Comment dire sans prendre de gants que M. Adrien Houngbédji a perdu les élections du 13 mars 2011, lorsqu'on a un peu d'attachement à la vérité et qu'on a suivi ce qu'il s'est passé dans le pays lors de ces soi-disant élections ? Les journalistes chez nous ont quand même le niveau bac et/ou plus ; ils ont un certain niveau de culture. Et ils sont censés avoir un certain sens de la vérité.
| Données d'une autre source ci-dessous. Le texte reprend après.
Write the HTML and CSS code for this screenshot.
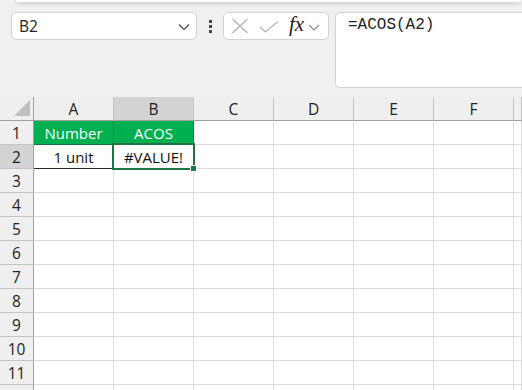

Dès lors est-ce qu'on peut dire sans détours, sans réserve et sans prendre de gants que M. Adrien Houngbédji a perdu les élections du 13 mars 2011 puis enchaîner sans sourciller sa démonstration sur cette fausse évidence ? Pourquoi participer à cette naturalisation intellectuelle du crime électoral du 13 mars 2011 et estimer qu'on participe du même coup au progrès moral et économique de sa société, de sa nation, de sa race ? Est-ce que les Africains pensent qu'ils feront l'économie de la vérité, de la sincérité, de la droiture et de la morale dans l'objectif de redressement de leur race ? Les faits auxquels il est référé dans l'expression incriminée pouvaient bien être qualifiés autrement. Par exemple, on peut parler de maintien au pouvoir de M. Yayi sans verser dans la polémique, car c'est bien de cela qu'il s'agit. Dire que M. Adrien Houngbédji a perdu des élections, cela veut dire qu'il y a eu des élections, qu'elles étaient libres, transparentes et justes, que les citoyens en âge de voter l'ont fait, que comme en 2006, les deux adversaires étaient d'accord sur l'issue des élections, etc. etc. Or rien de tel n'a été, et tout le monde le sait. Dans ce cas, le journaliste invendu, non stipendié, non récupéré, le journaliste qui n'est pas sous influence, s'il est épris un tant soit peu de vérité doit user de précautions de langage pour exprimer les choses. Et ces précautions de langage existent. De « M. Yayi s'est maintenu au pouvoir » à « M. Adrien Houngbédji a été victime d'un hold-up électoral le 13 mars 2011 », les variantes plus ou moins édulcorées, plus ou moins polémiques ne manquent pas. Comment se fait-il que dans les élections du 13 mars 2011 tout se passe comme si on voudrait qu'il n'en restât que ce qu'en a voulu, ce qu’y met, ce qu'en pense ou ce qu'impose le pouvoir ?
Cette culture implicite de l'amnésie qui va de pair avec la médiocrité morale et la compromission, lorsqu'elle se conjugue avec un manque de rigueur aboutit fatalement à la ruine de l'âme collective.
Nous ne pouvons pas construire – pour autant que nous le voulions– notre pays dans l'injustice, le vol et le viol électoraux. Nous le pouvons encore moins en maquillant ces réalités et en prêtant flanc à la campagne de dénégation et au consensus frauduleux d'un pouvoir en proie à la culpabilité et qui voudrait que nous lui tenions la chandelle pendant qu'il se masturbe, viole notre destin et censure notre mémoire collective.